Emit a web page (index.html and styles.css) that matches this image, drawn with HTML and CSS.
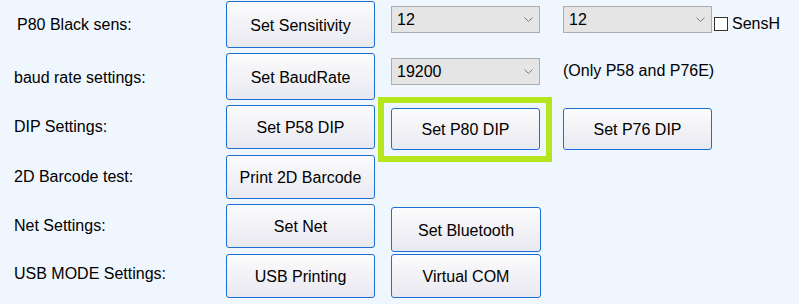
FILE: index.html
```html
<!DOCTYPE html>
<html lang="en">
<head>
  <meta charset="UTF-8">
  <title>Printer Settings</title>
  <link rel="stylesheet" href="styles.css">
</head>
<body>
  <div class="form">
    <div class="row r1">
      <div class="label first">P80 Black sens:</div>
      <button class="btn">Set Sensitivity</button>
      <div class="combo gap-a"><span>12</span><svg class="chev" width="9" height="6" viewBox="0 0 9 6"><path d="M0.5 0.5 L4.5 4.5 L8.5 0.5" fill="none" stroke="#7a7a7a" stroke-width="1"/></svg></div>
      <div class="combo gap-b"><span>12</span><svg class="chev" width="9" height="6" viewBox="0 0 9 6"><path d="M0.5 0.5 L4.5 4.5 L8.5 0.5" fill="none" stroke="#7a7a7a" stroke-width="1"/></svg></div>
      <label class="check"><span class="box"></span>SensH</label>
    </div>

    <div class="row r2">
      <div class="label">baud rate settings:</div>
      <button class="btn">Set BaudRate</button>
      <div class="combo gap-a"><span>19200</span><svg class="chev" width="9" height="6" viewBox="0 0 9 6"><path d="M0.5 0.5 L4.5 4.5 L8.5 0.5" fill="none" stroke="#7a7a7a" stroke-width="1"/></svg></div>
      <div class="note gap-b">(Only P58 and P76E)</div>
    </div>

    <div class="row r3">
      <div class="label">DIP Settings:</div>
      <button class="btn">Set P58 DIP</button>
      <button class="btn short gap-a marked">Set P80 DIP</button>
      <button class="btn short gap-b">Set P76 DIP</button>
    </div>

    <div class="row r4">
      <div class="label">2D Barcode test:</div>
      <button class="btn">Print 2D Barcode</button>
    </div>

    <div class="row r5">
      <div class="label">Net Settings:</div>
      <button class="btn">Set Net</button>
      <button class="btn tall gap-a">Set Bluetooth</button>
    </div>

    <div class="row r6">
      <div class="label raised">USB MODE Settings:</div>
      <button class="btn">USB Printing</button>
      <button class="btn wide gap-a">Virtual COM</button>
    </div>
  </div>
</body>
</html>
```

FILE: styles.css
```css
* {
  box-sizing: border-box;
}
body {
  margin: 0;
  background: #f0f6fd;
  font-family: 'Liberation Sans', Arial, sans-serif;
  font-size: 16px;
  color: #000;
}
.form {
  padding-top: 1px;
}
.row {
  display: flex;
  align-items: flex-start;
}
.r1 { height: 47px; }
.r2 { height: 47px; margin-top: 5px; }
.r3 { height: 44px; margin-top: 5px; }
.r4 { height: 44px; margin-top: 6px; }
.r5 { height: 44px; margin-top: 5px; }
.r6 { height: 44px; margin-top: 6px; }

.label {
  width: 226px;
  padding-left: 14px;
  align-self: center;
  line-height: 18px;
}
.label.first {
  padding-left: 17px;
}
.r2 .label {
  padding-top: 3px;
}
.label.raised {
  padding-bottom: 5px;
}

.btn {
  position: relative;
  width: 149px;
  height: 100%;
  padding: 2px 0 0;
  font-family: inherit;
  font-size: 16px;
  color: #000;
  border: 1px solid #1b6fd2;
  border-radius: 3px;
  background: linear-gradient(#fcfcfd, #e8e8f0);
}
.btn.short {
  height: 42px;
  margin-top: 3px;
}
.btn.tall {
  width: 150px;
  height: 45px;
  margin-top: 3px;
}
.btn.wide {
  width: 150px;
}
/* highlight frame drawn over the P80 button */
.btn.marked::after {
  content: '';
  position: absolute;
  left: -14px;
  right: -13px;
  top: -12px;
  bottom: -13px;
  border: 6px solid #b5e61d;
}
.gap-a {
  margin-left: 16px;
}
.gap-b {
  margin-left: 23px;
}

.combo {
  width: 149px;
  height: 27px;
  margin-top: 5px;
  display: flex;
  align-items: center;
  justify-content: space-between;
  padding: 0 6px 0 5px;
  background: #e5e5e5;
  border: 1px solid #adadad;
}
.chev {
  display: block;
  margin-top: 1px;
}

.check {
  display: flex;
  align-items: center;
  margin-left: 2px;
  margin-top: 14px;
  line-height: 18px;
}
.box {
  width: 14px;
  height: 14px;
  margin-right: 4px;
  background: #fff;
  border: 1px solid #333;
}

.note {
  margin-top: 9px;
  line-height: 18px;
}
```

* _SET PROBLEM_
Reproduce every line above as written, skipping pictures.

* _EXERCISE ANSWER_
Emit a web page (index.html and styles.css) that matches this image, drawn with HTML and CSS.
FILE: index.html
```html
<!DOCTYPE html>
<html lang="en">
<head>
  <meta charset="UTF-8">
  <title>Printer Settings</title>
  <link rel="stylesheet" href="styles.css">
</head>
<body>
  <div class="form">
    <div class="row r1">
      <div class="label first">P80 Black sens:</div>
      <button class="btn">Set Sensitivity</button>
      <div class="combo gap-a"><span>12</span><svg class="chev" width="9" height="6" viewBox="0 0 9 6"><path d="M0.5 0.5 L4.5 4.5 L8.5 0.5" fill="none" stroke="#7a7a7a" stroke-width="1"/></svg></div>
      <div class="combo gap-b"><span>12</span><svg class="chev" width="9" height="6" viewBox="0 0 9 6"><path d="M0.5 0.5 L4.5 4.5 L8.5 0.5" fill="none" stroke="#7a7a7a" stroke-width="1"/></svg></div>
      <label class="check"><span class="box"></span>SensH</label>
    </div>

    <div class="row r2">
      <div class="label">baud rate settings:</div>
      <button class="btn">Set BaudRate</button>
      <div class="combo gap-a"><span>19200</span><svg class="chev" width="9" height="6" viewBox="0 0 9 6"><path d="M0.5 0.5 L4.5 4.5 L8.5 0.5" fill="none" stroke="#7a7a7a" stroke-width="1"/></svg></div>
      <div class="note gap-b">(Only P58 and P76E)</div>
    </div>

    <div class="row r3">
      <div class="label">DIP Settings:</div>
      <button class="btn">Set P58 DIP</button>
      <button class="btn short gap-a marked">Set P80 DIP</button>
      <button class="btn short gap-b">Set P76 DIP</button>
    </div>

    <div class="row r4">
      <div class="label">2D Barcode test:</div>
      <button class="btn">Print 2D Barcode</button>
    </div>

    <div class="row r5">
      <div class="label">Net Settings:</div>
      <button class="btn">Set Net</button>
      <button class="btn tall gap-a">Set Bluetooth</button>
    </div>

    <div class="row r6">
      <div class="label raised">USB MODE Settings:</div>
      <button class="btn">USB Printing</button>
      <button class="btn wide gap-a">Virtual COM</button>
    </div>
  </div>
</body>
</html>
```

FILE: styles.css
```css
* {
  box-sizing: border-box;
}
body {
  margin: 0;
  background: #f0f6fd;
  font-family: 'Liberation Sans', Arial, sans-serif;
  font-size: 16px;
  color: #000;
}
.form {
  padding-top: 1px;
}
.row {
  display: flex;
  align-items: flex-start;
}
.r1 { height: 47px; }
.r2 { height: 47px; margin-top: 5px; }
.r3 { height: 44px; margin-top: 5px; }
.r4 { height: 44px; margin-top: 6px; }
.r5 { height: 44px; margin-top: 5px; }
.r6 { height: 44px; margin-top: 6px; }

.label {
  width: 226px;
  padding-left: 14px;
  align-self: center;
  line-height: 18px;
}
.label.first {
  padding-left: 17px;
}
.r2 .label {
  padding-top: 3px;
}
.label.raised {
  padding-bottom: 5px;
}

.btn {
  position: relative;
  width: 149px;
  height: 100%;
  padding: 2px 0 0;
  font-family: inherit;
  font-size: 16px;
  color: #000;
  border: 1px solid #1b6fd2;
  border-radius: 3px;
  background: linear-gradient(#fcfcfd, #e8e8f0);
}
.btn.short {
  height: 42px;
  margin-top: 3px;
}
.btn.tall {
  width: 150px;
  height: 45px;
  margin-top: 3px;
}
.btn.wide {
  width: 150px;
}
/* highlight frame drawn over the P80 button */
.btn.marked::after {
  content: '';
  position: absolute;
  left: -14px;
  right: -13px;
  top: -12px;
  bottom: -13px;
  border: 6px solid #b5e61d;
}
.gap-a {
  margin-left: 16px;
}
.gap-b {
  margin-left: 23px;
}

.combo {
  width: 149px;
  height: 27px;
  margin-top: 5px;
  display: flex;
  align-items: center;
  justify-content: space-between;
  padding: 0 6px 0 5px;
  background: #e5e5e5;
  border: 1px solid #adadad;
}
.chev {
  display: block;
  margin-top: 1px;
}

.check {
  display: flex;
  align-items: center;
  margin-left: 2px;
  margin-top: 14px;
  line-height: 18px;
}
.box {
  width: 14px;
  height: 14px;
  margin-right: 4px;
  background: #fff;
  border: 1px solid #333;
}

.note {
  margin-top: 9px;
  line-height: 18px;
}
```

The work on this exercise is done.